Transcribe everything in the data word for word. Pictures are left out.

********************

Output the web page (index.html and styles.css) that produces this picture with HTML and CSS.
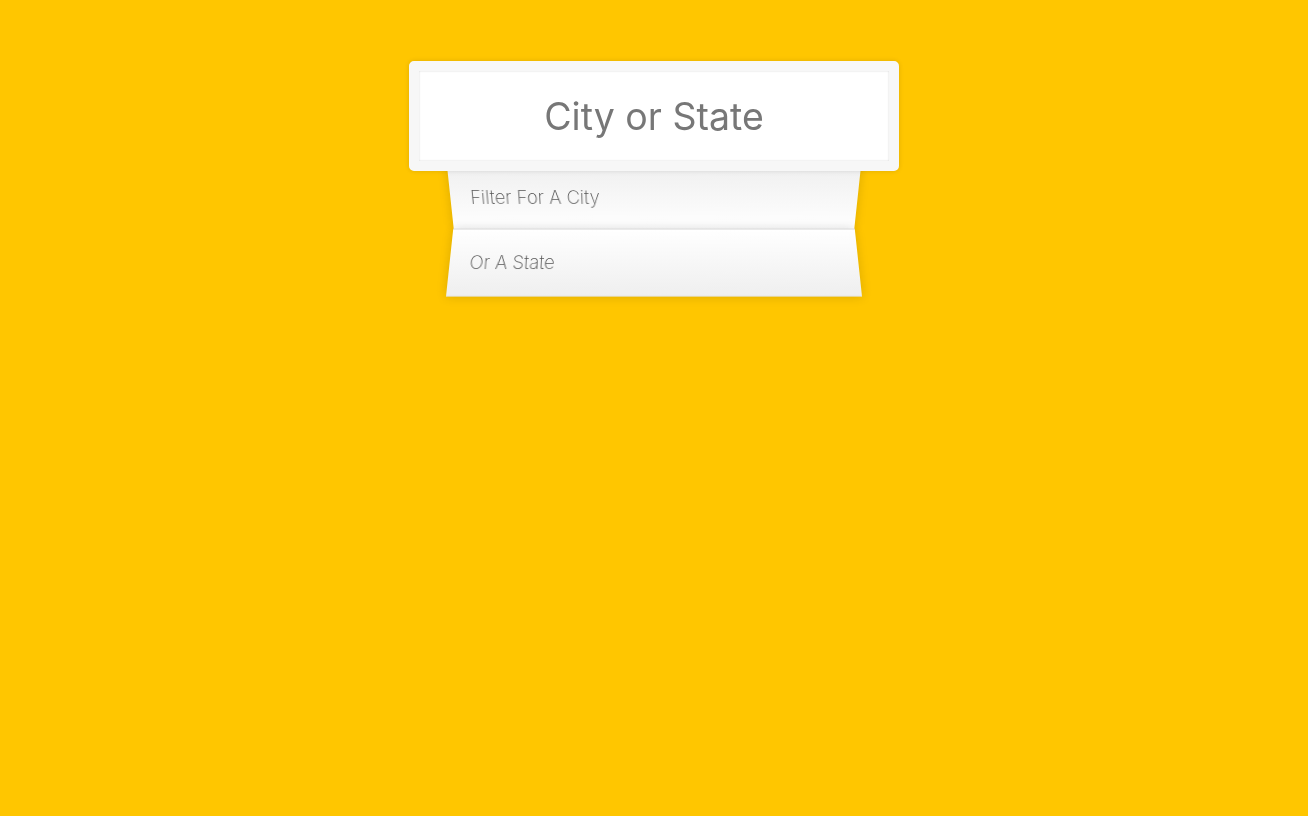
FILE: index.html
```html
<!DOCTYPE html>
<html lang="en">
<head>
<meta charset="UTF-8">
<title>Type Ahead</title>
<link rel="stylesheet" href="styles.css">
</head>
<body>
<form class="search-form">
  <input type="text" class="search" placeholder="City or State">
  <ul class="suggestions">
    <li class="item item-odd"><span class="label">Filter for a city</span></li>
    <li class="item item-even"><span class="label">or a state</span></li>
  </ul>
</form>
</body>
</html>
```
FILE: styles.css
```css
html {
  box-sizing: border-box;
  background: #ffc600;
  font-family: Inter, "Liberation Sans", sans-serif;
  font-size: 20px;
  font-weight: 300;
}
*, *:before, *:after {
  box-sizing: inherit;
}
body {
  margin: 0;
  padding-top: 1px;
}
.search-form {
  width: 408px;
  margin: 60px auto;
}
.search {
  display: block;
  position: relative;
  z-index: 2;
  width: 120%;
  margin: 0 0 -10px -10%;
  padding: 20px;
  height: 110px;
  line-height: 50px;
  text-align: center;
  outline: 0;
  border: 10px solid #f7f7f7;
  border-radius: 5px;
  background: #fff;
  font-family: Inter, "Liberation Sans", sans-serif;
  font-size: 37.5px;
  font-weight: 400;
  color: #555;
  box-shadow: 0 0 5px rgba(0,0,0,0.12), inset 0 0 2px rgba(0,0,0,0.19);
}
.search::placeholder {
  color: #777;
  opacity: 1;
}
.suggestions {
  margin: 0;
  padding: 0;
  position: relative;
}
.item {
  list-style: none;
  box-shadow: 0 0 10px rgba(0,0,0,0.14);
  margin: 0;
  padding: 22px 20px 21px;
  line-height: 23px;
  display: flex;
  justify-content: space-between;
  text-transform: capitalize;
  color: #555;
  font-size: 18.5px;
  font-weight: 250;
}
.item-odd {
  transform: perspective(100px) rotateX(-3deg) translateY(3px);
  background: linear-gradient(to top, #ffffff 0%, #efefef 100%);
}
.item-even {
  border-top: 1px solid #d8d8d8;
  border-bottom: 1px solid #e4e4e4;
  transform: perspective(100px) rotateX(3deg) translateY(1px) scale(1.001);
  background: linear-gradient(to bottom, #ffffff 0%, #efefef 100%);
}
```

********************

▶ [CORRECT OUTPUT]
Output the web page (index.html and styles.css) that produces this picture with HTML and CSS.
FILE: index.html
```html
<!DOCTYPE html>
<html lang="en">
<head>
<meta charset="UTF-8">
<title>Type Ahead</title>
<link rel="stylesheet" href="styles.css">
</head>
<body>
<form class="search-form">
  <input type="text" class="search" placeholder="City or State">
  <ul class="suggestions">
    <li class="item item-odd"><span class="label">Filter for a city</span></li>
    <li class="item item-even"><span class="label">or a state</span></li>
  </ul>
</form>
</body>
</html>
```
FILE: styles.css
```css
html {
  box-sizing: border-box;
  background: #ffc600;
  font-family: Inter, "Liberation Sans", sans-serif;
  font-size: 20px;
  font-weight: 300;
}
*, *:before, *:after {
  box-sizing: inherit;
}
body {
  margin: 0;
  padding-top: 1px;
}
.search-form {
  width: 408px;
  margin: 60px auto;
}
.search {
  display: block;
  position: relative;
  z-index: 2;
  width: 120%;
  margin: 0 0 -10px -10%;
  padding: 20px;
  height: 110px;
  line-height: 50px;
  text-align: center;
  outline: 0;
  border: 10px solid #f7f7f7;
  border-radius: 5px;
  background: #fff;
  font-family: Inter, "Liberation Sans", sans-serif;
  font-size: 37.5px;
  font-weight: 400;
  color: #555;
  box-shadow: 0 0 5px rgba(0,0,0,0.12), inset 0 0 2px rgba(0,0,0,0.19);
}
.search::placeholder {
  color: #777;
  opacity: 1;
}
.suggestions {
  margin: 0;
  padding: 0;
  position: relative;
}
.item {
  list-style: none;
  box-shadow: 0 0 10px rgba(0,0,0,0.14);
  margin: 0;
  padding: 22px 20px 21px;
  line-height: 23px;
  display: flex;
  justify-content: space-between;
  text-transform: capitalize;
  color: #555;
  font-size: 18.5px;
  font-weight: 250;
}
.item-odd {
  transform: perspective(100px) rotateX(-3deg) translateY(3px);
  background: linear-gradient(to top, #ffffff 0%, #efefef 100%);
}
.item-even {
  border-top: 1px solid #d8d8d8;
  border-bottom: 1px solid #e4e4e4;
  transform: perspective(100px) rotateX(3deg) translateY(1px) scale(1.001);
  background: linear-gradient(to bottom, #ffffff 0%, #efefef 100%);
}
```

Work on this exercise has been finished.